──────── Records for the task

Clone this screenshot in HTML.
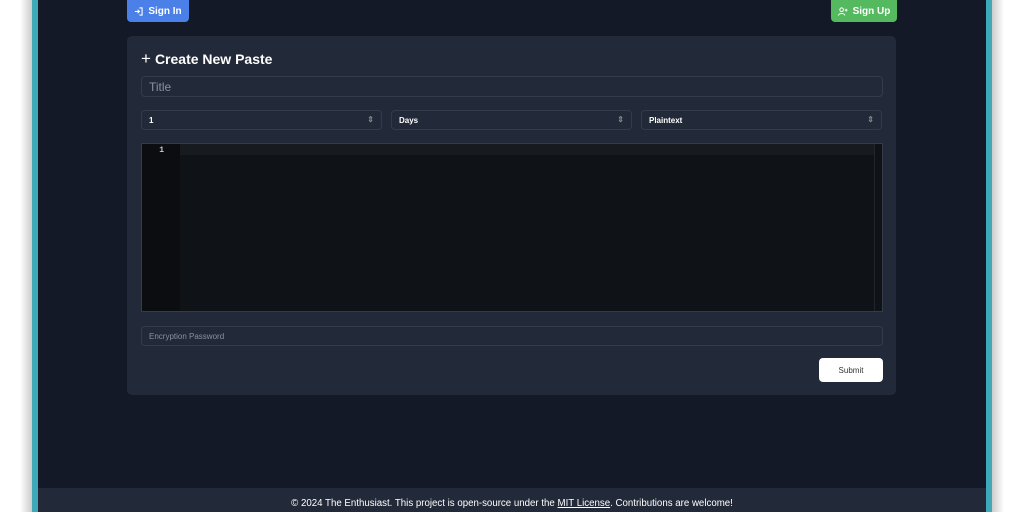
<!DOCTYPE html>
<html><head><meta charset="utf-8"><style>
*{box-sizing:border-box;margin:0;padding:0}
body{width:1024px;height:512px;overflow:hidden;background:#fff;font-family:"Liberation Sans",sans-serif;position:relative}
.tl{position:absolute;left:32px;top:0;width:6px;height:512px;background:#3fa9b8}
.tr{position:absolute;left:986px;top:0;width:6px;height:512px;background:#3fa9b8}
.sh{position:absolute;left:20px;top:0;width:12px;height:512px;background:linear-gradient(90deg,#fff,#ccc)}
.sh2{position:absolute;left:992px;top:0;width:12px;height:512px;background:linear-gradient(90deg,#ccc,#fff)}
.main{position:absolute;left:38px;top:0;width:948px;height:512px;background:#131927}
.btn{position:absolute;top:0;height:22px;border-radius:0 0 4px 4px;color:#fff;font-weight:bold;font-size:10px;display:flex;align-items:center;justify-content:center;gap:5px}
.card{position:absolute;left:127px;top:36px;width:769px;height:359px;background:#222938;border-radius:5px}
h1{position:absolute;left:14px;top:13px;color:#fff;font-size:14px;font-weight:bold}
.in{position:absolute;border:1px solid #343c4c;border-radius:4px;background:#222938;color:#8a919e}
.sel{top:74px;height:20px;width:241px;font-size:8px;color:#fff;font-weight:bold;padding:5px 7px}
.sel:after{content:"⇕";position:absolute;right:7px;top:4px;color:#888;font-size:8px}
.ed{position:absolute;left:14px;top:107px;width:742px;height:169px;background:#0f1216;border:1px solid #343c4c}
.gut{position:absolute;left:0;top:0;width:38px;height:100%;background:#0b0d10;color:#ccc;font-size:8px;font-family:"Liberation Mono",monospace;text-align:right;padding:2px 16px 0 0;font-weight:bold}
.line{position:absolute;left:38px;top:0;right:8px;height:11px;background:#171a1f}
.sb{position:absolute;right:0;top:0;width:8px;height:100%;border-left:1px solid #22262c}
.sub{position:absolute;left:692px;top:322px;width:64px;height:24px;background:#fff;border-radius:4px;font-size:8px;color:#333;display:flex;align-items:center;justify-content:center}
.foot{position:absolute;left:38px;top:488px;width:948px;height:24px;background:#222938;color:#fff;font-size:9.7px;text-align:center;padding-top:10px}
</style></head><body>
<div class="sh"></div><div class="sh2"></div>
<div class="tl"></div><div class="tr"></div>
<div class="main"></div>
<div class="btn" style="left:127px;width:62px;background:#4a80e8">
<svg width="9" height="9" viewBox="0 0 10 10" fill="none" stroke="#fff" stroke-width="1.2"><path d="M6 1h3v8H6M1 5h5M4 3l2 2-2 2"/></svg>Sign In</div>
<div class="btn" style="left:831px;width:66px;background:#55b95f">
<svg width="10" height="9" viewBox="0 0 11 10" fill="none" stroke="#fff" stroke-width="1.1"><circle cx="4" cy="3" r="2"/><path d="M0.5 9.5c0-3 7-3 7 0M9 2v3M7.5 3.5h3"/></svg>Sign Up</div>
<div class="card">
<h1><span style="font-weight:normal;font-size:17px;margin-right:4px">+</span>Create New Paste</h1>
<div class="in" style="left:14px;top:40px;width:742px;height:21px;font-size:12px;padding:3px 7px">Title</div>
<div class="in sel" style="left:14px">1</div>
<div class="in sel" style="left:264px">Days</div>
<div class="in sel" style="left:514px">Plaintext</div>
<div class="ed"><div class="gut">1</div><div class="line"></div><div class="sb"></div></div>
<div class="in" style="left:14px;top:290px;width:742px;height:20px;font-size:8px;padding:5px 7px">Encryption Password</div>
<div class="sub">Submit</div>
</div>
<div class="foot">© 2024 The Enthusiast. This project is open-source under the <u>MIT License</u>. Contributions are welcome!</div>
</body></html>
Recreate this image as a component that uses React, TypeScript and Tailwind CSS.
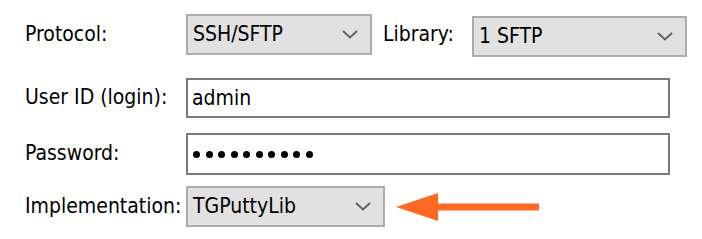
import React from "react";

const font = { fontFamily: '"DejaVu Sans Condensed", "DejaVu Sans", "Liberation Sans", sans-serif' };

function Chevron() {
  return (
    <svg width="16" height="9" viewBox="0 0 16 9" className="shrink-0">
      <polyline points="1,1 8,7.5 15,1" fill="none" stroke="#5f6366" strokeWidth="2" />
    </svg>
  );
}

function Combo({ value, className }: { value: string; className: string }) {
  return (
    <div
      className={`flex items-center justify-between border-2 border-[#adadad] bg-[#e1e1e1] pl-[5px] pr-[12px] text-black ${className}`}
    >
      <span className="leading-none">{value}</span>
      <Chevron />
    </div>
  );
}

export default function App() {
  return (
    <div className="w-[702px] h-[239px] bg-white text-[21px] text-black relative overflow-hidden [font-stretch:condensed]" style={font}>
      <div className="flex flex-col pt-[14px]">
        {/* Row 1 */}
        <div className="flex items-start h-[43px]">
          <div className="w-[186px] pl-[25px] h-[41px] flex items-center">Protocol:</div>
          <Combo value="SSH/SFTP" className="w-[186px] h-[41px]" />
          <div className="ml-[11px] w-[89px] h-[41px] flex items-center">Library:</div>
          <Combo value="1 SFTP" className="w-[215px] h-[41px] mt-[2px]" />
        </div>
        {/* Row 2 */}
        <div className="flex items-center mt-[21px] h-[40px]">
          <div className="w-[186px] pl-[25px]">User ID (login):</div>
          <div className="w-[484px] h-[40px] border-2 border-[#7a7a7a] bg-white flex items-center pl-[4px]">
            <span className="leading-none">admin</span>
          </div>
        </div>
        {/* Row 3 */}
        <div className="flex items-center mt-[15px] h-[42px]">
          <div className="w-[186px] pl-[25px]">Password:</div>
          <div className="w-[484px] h-[42px] border-2 border-[#7a7a7a] bg-white flex items-center pl-[5px] gap-[5.5px]">
            {Array.from({ length: 10 }).map((_, i) => (
              <span key={i} className="block w-[7px] h-[7px] rounded-full bg-black" />
            ))}
          </div>
        </div>
        {/* Row 4 */}
        <div className="flex items-center mt-[11px] h-[41px]">
          <div className="w-[186px] pl-[25px]">Implementation:</div>
          <Combo value="TGPuttyLib" className="w-[199px] h-[41px]" />
          <svg width="144" height="30" viewBox="0 0 144 30" className="ml-[11px]">
            <polygon points="0,15 42,1 42,29" fill="#ff6a22" />
            <rect x="40" y="11.5" width="103" height="7" fill="#ff6a22" />
          </svg>
        </div>
      </div>
    </div>
  );
}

────────────────

== Problem to solve ==
Exclude the images, then output the data above word for word.

== Answer ==
Clone this screenshot in HTML.
<!DOCTYPE html>
<html><head><meta charset="utf-8"><style>
*{box-sizing:border-box;margin:0;padding:0}
body{width:1024px;height:512px;overflow:hidden;background:#fff;font-family:"Liberation Sans",sans-serif;position:relative}
.tl{position:absolute;left:32px;top:0;width:6px;height:512px;background:#3fa9b8}
.tr{position:absolute;left:986px;top:0;width:6px;height:512px;background:#3fa9b8}
.sh{position:absolute;left:20px;top:0;width:12px;height:512px;background:linear-gradient(90deg,#fff,#ccc)}
.sh2{position:absolute;left:992px;top:0;width:12px;height:512px;background:linear-gradient(90deg,#ccc,#fff)}
.main{position:absolute;left:38px;top:0;width:948px;height:512px;background:#131927}
.btn{position:absolute;top:0;height:22px;border-radius:0 0 4px 4px;color:#fff;font-weight:bold;font-size:10px;display:flex;align-items:center;justify-content:center;gap:5px}
.card{position:absolute;left:127px;top:36px;width:769px;height:359px;background:#222938;border-radius:5px}
h1{position:absolute;left:14px;top:13px;color:#fff;font-size:14px;font-weight:bold}
.in{position:absolute;border:1px solid #343c4c;border-radius:4px;background:#222938;color:#8a919e}
.sel{top:74px;height:20px;width:241px;font-size:8px;color:#fff;font-weight:bold;padding:5px 7px}
.sel:after{content:"⇕";position:absolute;right:7px;top:4px;color:#888;font-size:8px}
.ed{position:absolute;left:14px;top:107px;width:742px;height:169px;background:#0f1216;border:1px solid #343c4c}
.gut{position:absolute;left:0;top:0;width:38px;height:100%;background:#0b0d10;color:#ccc;font-size:8px;font-family:"Liberation Mono",monospace;text-align:right;padding:2px 16px 0 0;font-weight:bold}
.line{position:absolute;left:38px;top:0;right:8px;height:11px;background:#171a1f}
.sb{position:absolute;right:0;top:0;width:8px;height:100%;border-left:1px solid #22262c}
.sub{position:absolute;left:692px;top:322px;width:64px;height:24px;background:#fff;border-radius:4px;font-size:8px;color:#333;display:flex;align-items:center;justify-content:center}
.foot{position:absolute;left:38px;top:488px;width:948px;height:24px;background:#222938;color:#fff;font-size:9.7px;text-align:center;padding-top:10px}
</style></head><body>
<div class="sh"></div><div class="sh2"></div>
<div class="tl"></div><div class="tr"></div>
<div class="main"></div>
<div class="btn" style="left:127px;width:62px;background:#4a80e8">
<svg width="9" height="9" viewBox="0 0 10 10" fill="none" stroke="#fff" stroke-width="1.2"><path d="M6 1h3v8H6M1 5h5M4 3l2 2-2 2"/></svg>Sign In</div>
<div class="btn" style="left:831px;width:66px;background:#55b95f">
<svg width="10" height="9" viewBox="0 0 11 10" fill="none" stroke="#fff" stroke-width="1.1"><circle cx="4" cy="3" r="2"/><path d="M0.5 9.5c0-3 7-3 7 0M9 2v3M7.5 3.5h3"/></svg>Sign Up</div>
<div class="card">
<h1><span style="font-weight:normal;font-size:17px;margin-right:4px">+</span>Create New Paste</h1>
<div class="in" style="left:14px;top:40px;width:742px;height:21px;font-size:12px;padding:3px 7px">Title</div>
<div class="in sel" style="left:14px">1</div>
<div class="in sel" style="left:264px">Days</div>
<div class="in sel" style="left:514px">Plaintext</div>
<div class="ed"><div class="gut">1</div><div class="line"></div><div class="sb"></div></div>
<div class="in" style="left:14px;top:290px;width:742px;height:20px;font-size:8px;padding:5px 7px">Encryption Password</div>
<div class="sub">Submit</div>
</div>
<div class="foot">© 2024 The Enthusiast. This project is open-source under the <u>MIT License</u>. Contributions are welcome!</div>
</body></html>
Recreate this image as a component that uses React, TypeScript and Tailwind CSS.
import React from "react";

const font = { fontFamily: '"DejaVu Sans Condensed", "DejaVu Sans", "Liberation Sans", sans-serif' };

function Chevron() {
  return (
    <svg width="16" height="9" viewBox="0 0 16 9" className="shrink-0">
      <polyline points="1,1 8,7.5 15,1" fill="none" stroke="#5f6366" strokeWidth="2" />
    </svg>
  );
}

function Combo({ value, className }: { value: string; className: string }) {
  return (
    <div
      className={`flex items-center justify-between border-2 border-[#adadad] bg-[#e1e1e1] pl-[5px] pr-[12px] text-black ${className}`}
    >
      <span className="leading-none">{value}</span>
      <Chevron />
    </div>
  );
}

export default function App() {
  return (
    <div className="w-[702px] h-[239px] bg-white text-[21px] text-black relative overflow-hidden [font-stretch:condensed]" style={font}>
      <div className="flex flex-col pt-[14px]">
        {/* Row 1 */}
        <div className="flex items-start h-[43px]">
          <div className="w-[186px] pl-[25px] h-[41px] flex items-center">Protocol:</div>
          <Combo value="SSH/SFTP" className="w-[186px] h-[41px]" />
          <div className="ml-[11px] w-[89px] h-[41px] flex items-center">Library:</div>
          <Combo value="1 SFTP" className="w-[215px] h-[41px] mt-[2px]" />
        </div>
        {/* Row 2 */}
        <div className="flex items-center mt-[21px] h-[40px]">
          <div className="w-[186px] pl-[25px]">User ID (login):</div>
          <div className="w-[484px] h-[40px] border-2 border-[#7a7a7a] bg-white flex items-center pl-[4px]">
            <span className="leading-none">admin</span>
          </div>
        </div>
        {/* Row 3 */}
        <div className="flex items-center mt-[15px] h-[42px]">
          <div className="w-[186px] pl-[25px]">Password:</div>
          <div className="w-[484px] h-[42px] border-2 border-[#7a7a7a] bg-white flex items-center pl-[5px] gap-[5.5px]">
            {Array.from({ length: 10 }).map((_, i) => (
              <span key={i} className="block w-[7px] h-[7px] rounded-full bg-black" />
            ))}
          </div>
        </div>
        {/* Row 4 */}
        <div className="flex items-center mt-[11px] h-[41px]">
          <div className="w-[186px] pl-[25px]">Implementation:</div>
          <Combo value="TGPuttyLib" className="w-[199px] h-[41px]" />
          <svg width="144" height="30" viewBox="0 0 144 30" className="ml-[11px]">
            <polygon points="0,15 42,1 42,29" fill="#ff6a22" />
            <rect x="40" y="11.5" width="103" height="7" fill="#ff6a22" />
          </svg>
        </div>
      </div>
    </div>
  );
}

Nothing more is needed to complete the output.